For more than a century, non-majority groups have protested the use of trademarks comprised of or containing terms referencing the group — albeit for various reasons. For those trademarks that are offensive to targeted groups, some may argue that the market will solve. In other words, some may assume that purchasers in the marketplace will respect the objection, there will be insufficient purchases of the product under the mark, and the mark will disappear. However, objections raised by smaller populations in the United States often fall on deaf ears, and the marks continue to be used in the marketplace. The Washington NFL football team trademarks are an example.
Under the 1946 Lanham Act, Congress added a prohibition against registering disparaging trademarks, which could offer protection to non-majority groups targeted by the use of trademarks offensive to members of the group. The prohibition remained relatively unclear, however, and relatively rarely applied in that context until a group of Native Americans petitioned to cancel the Washington NFL team’s trademarks as either scandalous (meaning offensive to the general population) or disparaging (meaning offensive to the referenced group). In clarifying the appropriate test for disparaging, however, the decision makers have overly analogizing the two prohibitions, rendering the disparaging registration prohibition less effective in protecting non-majority groups from offensive trademarks.
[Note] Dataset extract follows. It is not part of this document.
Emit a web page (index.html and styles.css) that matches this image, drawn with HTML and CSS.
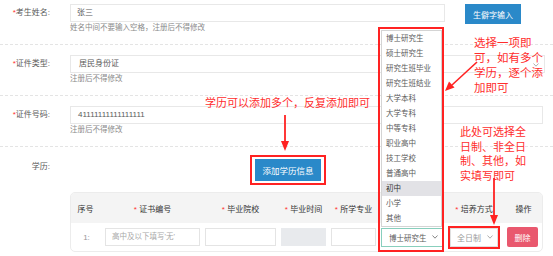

This Article seeks to clarify the history, purpose, and utilization of the disparaging registration prohibition. In so doing, the Article also seeks to detangle the scandalous and disparaging registration prohibitions and refocus the disparaging registration prohibition on a broader and necessary purpose, which is to protect non-majority voices from the numerous harms caused by stereotyping and by rendering painful terms commonplace but no less painful.